Here's a few reasons why multitasking is generally necessary for some aspects of life:
1) 24 hours in the day, approx 8 of which are downtime/sleep. Most of us also portion out 9 or so to earning our keep, and a couple hours get lost due to necessary evils (travel, taking a breather, movement in general). That usually leaves about 5 hours of time during which you can do your own thing. You can push that figure upwards (scrape off hours of sleep, skip work, arrange things so that your wasted couple of hours are more like 30 minutes). However, when you think about it, 5 hours really isn't that long a time to do much during the week.
2) Multiple interests. Myself, I love to play music (piano, clarinet, guitar -- still learning the last one), play video games (PC, PS2), program applications, maintain my network, watch some TV shows, etc. Not the least of those interests is keeping up with friends and going out to do things with them. Now, of course there is the whole 'priority' thing going on here of which I want to do more, but regardless, the list is fairly expansive.

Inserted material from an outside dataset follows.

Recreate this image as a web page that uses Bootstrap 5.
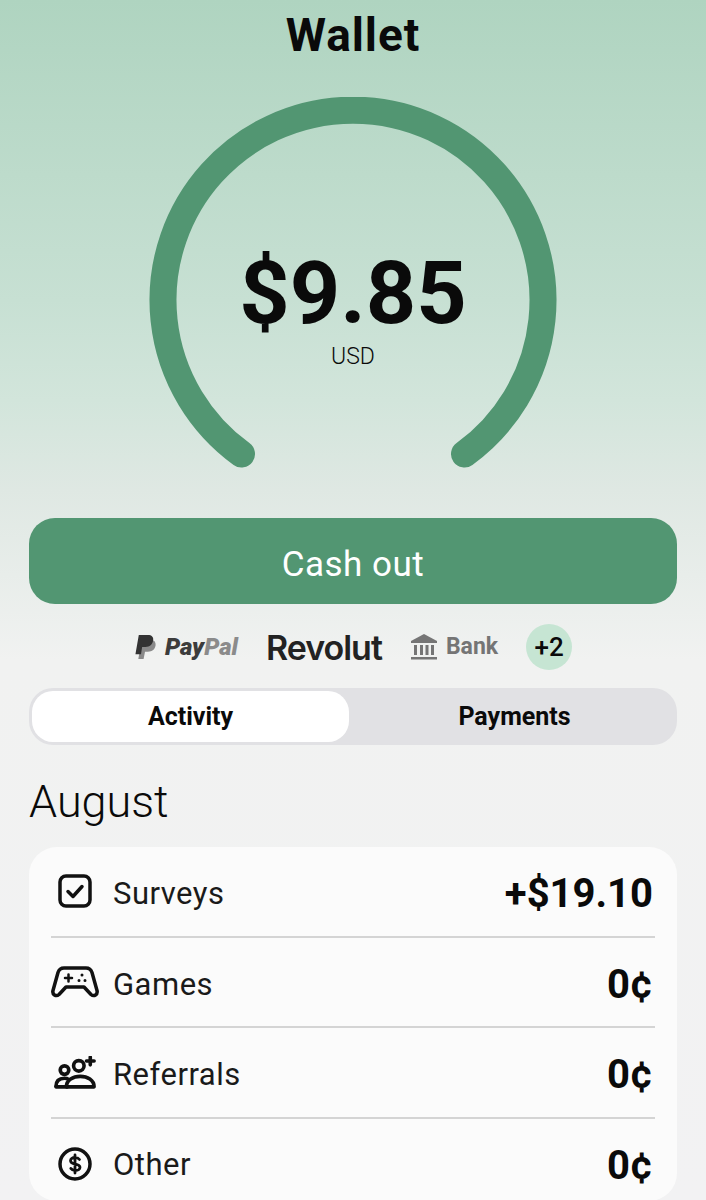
<!DOCTYPE html>
<html lang="en">
<head>
  <meta charset="UTF-8">
  <meta name="viewport" content="width=device-width, initial-scale=1.0">
  <title>Wallet</title>
  <link href="https://cdn.jsdelivr.net/npm/bootstrap@5.3.0/dist/css/bootstrap.min.css" rel="stylesheet">
  <style>
    html, body {
      height: 1200px;
      overflow: hidden;
    }
    body {
      background: linear-gradient(180deg, #afd4c0 0, #c7e0d3 300px, #d2e5db 400px, #dfe8e3 490px, #f1f2f1 660px, #f2f2f3 100%);
      font-family: Roboto, "Open Sans", sans-serif;
      color: #0a0a0a;
    }
    .wallet-title {
      font-size: 46px;
      line-height: 48px;
      font-weight: 700;
      padding-top: 11px;
      letter-spacing: .9px;
    }
    .gauge-box {
      height: 400px;
      margin-top: 38px;
    }
    .gauge-box svg {
      width: 706px;
      height: 400px;
    }
    .gauge-label {
      top: 151px;
      left: 0;
      right: 0;
    }
    .gauge-amount {
      font-size: 88px;
      line-height: 90px;
      font-weight: 700;
    }
    .gauge-unit {
      font-size: 23px;
      line-height: 25px;
      margin-top: 6px;
      font-weight: 300;
    }
    .page-side {
      padding: 0 29px;
    }
    .cash-btn {
      height: 86px;
      margin-top: 21px;
      padding-top: 14px;
      border-radius: 26px;
      border: 0;
      background: #529672;
      color: #fff;
      font-size: 35px;
      letter-spacing: .5px;
    }
    .pay-row {
      height: 84px;
      padding-top: 2px;
      gap: 28px;
    }
    .pay-paypal {
      font-size: 24px;
      font-weight: 900;
      font-style: italic;
      color: #3c3c3c;
    }
    .pay-paypal span {
      color: #8b8b8b;
    }
    .pay-revolut {
      font-family: Inter, sans-serif;
      font-size: 34px;
      font-weight: 600;
      letter-spacing: -1px;
      color: #222;
    }
    .pay-bank {
      font-size: 23px;
      font-weight: 700;
      color: #757575;
    }
    .pay-more {
      width: 46px;
      height: 46px;
      background: #c6e5d3;
      font-size: 26px;
      font-weight: 500;
    }
    .tab-track {
      height: 57px;
      background: #e1e1e4;
      border-radius: 24px;
      padding: 3px;
    }
    .tab-item {
      flex: 1;
      padding-left: 6px;
      font-size: 25px;
      font-weight: 700;
      border-radius: 21px;
    }
    .tab-on {
      flex: 0 0 317px;
      padding-left: 0;
      background: #fff;
    }
    .month-name {
      font-size: 45px;
      line-height: 50px;
      font-weight: 300;
      margin: 32px 0 20px;
    }
    .stat-card {
      background: #fbfbfb;
      border-radius: 28px;
      padding: 0 22px;
    }
    .stat-row {
      height: 90.5px;
      border-bottom: 2px solid #d4d4d4;
    }
    .stat-row:last-child {
      height: 82px;
      padding-top: 9px;
      border-bottom: 0;
    }
    .stat-row:last-child .stat-name,
    .stat-row:last-child .stat-value {
      padding-top: 3px;
    }
    .stat-icon {
      width: 48px;
      margin-right: 14px;
    }
    .stat-name {
      font-size: 31px;
      padding-top: 6px;
      letter-spacing: .5px;
      color: #1a1a1a;
    }
    .stat-value {
      font-size: 40px;
      padding-top: 6px;
      padding-right: 2px;
      font-weight: 700;
    }
  </style>
</head>
<body>
  <div class="text-center wallet-title">Wallet</div>

  <div class="position-relative gauge-box">
    <svg viewBox="0 0 706 400">
      <!-- ring: centre 353,202 r 190, gap at the bottom -->
      <path d="M 241.5 357 A 190 190 0 1 1 464.5 357" fill="none" stroke="#529672" stroke-width="27" stroke-linecap="round"/>
    </svg>
    <div class="position-absolute text-center gauge-label">
      <div class="gauge-amount">$9.85</div>
      <div class="gauge-unit">USD</div>
    </div>
  </div>

  <div class="page-side">
    <button type="button" class="btn w-100 d-block cash-btn">Cash out</button>

    <div class="d-flex align-items-center justify-content-center pay-row">
      <div class="d-flex align-items-center gap-2 pay-paypal">
        <svg width="23" height="27" viewBox="0 0 24 26">
          <path d="M8 5h9c4 0 6 2.500 5.500 6-.6 4-3.500 6.500-8 6.500h-3L10 25H4.500z" fill="#8a8a8a"/>
          <path d="M5 0h9.500c4 0 6 2 5.500 5.500-.6 4.500-3.700 7-8 7H8.500L7.300 20H1.500z" fill="#333"/>
        </svg>
        <div>Pay<span>Pal</span></div>
      </div>
      <div class="pay-revolut">Revolut</div>
      <div class="d-flex align-items-center gap-2 pay-bank">
        <svg width="28" height="26" viewBox="0 0 28 26" fill="#757575">
          <path d="M14 0 27 7v2H1V7z"/>
          <rect x="4" y="11" width="3" height="10"/>
          <rect x="10" y="11" width="3" height="10"/>
          <rect x="15.500" y="11" width="3" height="10"/>
          <rect x="21" y="11" width="3" height="10"/>
          <rect x="1" y="23" width="26" height="2.500"/>
        </svg>
        <div>Bank</div>
      </div>
      <div class="rounded-circle d-flex align-items-center justify-content-center pay-more">+2</div>
    </div>

    <div class="d-flex tab-track">
      <div class="d-flex align-items-center justify-content-center tab-item tab-on">Activity</div>
      <div class="d-flex align-items-center justify-content-center tab-item">Payments</div>
    </div>

    <div class="month-name">August</div>

    <div class="stat-card">
      <div class="d-flex align-items-center stat-row">
        <div class="d-flex justify-content-center stat-icon">
          <svg width="34" height="34" viewBox="0 0 34 34" fill="none" stroke="#111" stroke-width="3.500" stroke-linecap="round" stroke-linejoin="round">
            <rect x="2" y="2" width="30" height="30" rx="6"/>
            <path d="M10 17.500l5 5 9-10"/>
          </svg>
        </div>
        <div class="stat-name">Surveys</div>
        <div class="ms-auto stat-value">+$19.10</div>
      </div>
      <div class="d-flex align-items-center stat-row">
        <div class="d-flex justify-content-center stat-icon">
          <svg width="48" height="32" viewBox="0 0 48 32" fill="none" stroke="#111" stroke-width="3.500" stroke-linecap="round" stroke-linejoin="round">
            <path d="M13 2h22c3 0 5 1.500 6 4.500l5 18c1 4-3 6.500-6 4l-7-7.500H15l-7 7.500c-3 2.500-7 0-6-4l5-18C8 3.500 10 2 13 2z"/>
            <path d="M14 12h7M17.500 8.500v7" stroke-width="2.500"/>
            <path d="M31 9v.1M28 14.500v.1M34 14.500v.1" stroke-width="3"/>
          </svg>
        </div>
        <div class="stat-name">Games</div>
        <div class="ms-auto stat-value">0¢</div>
      </div>
      <div class="d-flex align-items-center stat-row">
        <div class="d-flex justify-content-center stat-icon">
          <svg width="42" height="33" viewBox="0 0 44 34" fill="none" stroke="#111" stroke-width="3.800" stroke-linejoin="round">
            <circle cx="11" cy="14.500" r="4.500"/>
            <circle cx="26" cy="10" r="5.500"/>
            <path d="M2 32c0-5.500 3-9 9-9 1.500 0 3 .3 4 1M13 32h29c0-7-7-11-14.500-11S13 25 13 32z"/>
            <path d="M2 32h12" stroke-linecap="round"/>
            <path d="M38 1v8M34 5h8" stroke-linecap="round"/>
          </svg>
        </div>
        <div class="stat-name">Referrals</div>
        <div class="ms-auto stat-value">0¢</div>
      </div>
      <div class="d-flex align-items-center stat-row">
        <div class="d-flex justify-content-center stat-icon">
          <svg width="34" height="34" viewBox="0 0 34 34" fill="none" stroke="#111" stroke-width="3.500" stroke-linecap="round">
            <circle cx="17" cy="17" r="15"/>
            <path d="M21.500 12.500c-1-1.300-2.500-2-4.500-2-2.500 0-4.500 1.300-4.500 3.300 0 4.700 9.500 2 9.500 6.500 0 2-2 3.300-4.500 3.300-2 0-3.700-.8-4.700-2.200M17 8v18" stroke-width="2.800"/>
          </svg>
        </div>
        <div class="stat-name">Other</div>
        <div class="ms-auto stat-value">0¢</div>
      </div>
    </div>
  </div>

  <script src="https://cdn.jsdelivr.net/npm/bootstrap@5.3.0/dist/js/bootstrap.bundle.min.js"></script>
</body>
</html>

These two things lead to a problem. How do I do as many things as I want to do in the limited time that I have available? It's true that my 'weekday' listing only allows roughly 5 hours of free time to myself, and that it ignores the roughly 14 hours I get on a weekend day, it still shows that the time that I have available to me to do all the things I want to do is limited. Some things take more time than I can allow for on a weekday. Some things that I want to do are low priority because they're new and atypical, yet I still really want to do them.
This can be summed up very easily in a bastardized phrase I learned from Economics. Limited Resources for Unlimited Wants. I want to do far more than I have time for, if I were to do them back to back. As some of those wants are even time dependant (keeping up with friends is a good one for that), if those are not done, then the opportunity is lost. The only answer that I can come up with is multitasking. Be it combining tasks into one (a simple method) or doing multiple tasks at once (true multitasking), that seems to me to be the only way to attend to as many of the wants as I can for the given time period.
Even with multitasking, I know I will not have time for everything I want to do, but at least I will be able to do more of them and not miss out on time-dependant tasks. I personally do not see this view as delusional or logically flawed. My approach to the problem may be different than the one you may choose, but it is still valid.
P.S. Dispite being a different individual than the parent of your post, while doing one thing at a time is not (to me) a 'complete waste of precious time', it is not using that time to it's fullest, either. If you have the capacity to do multiple things at once, and you do not do that, it can be viewed as wasting time.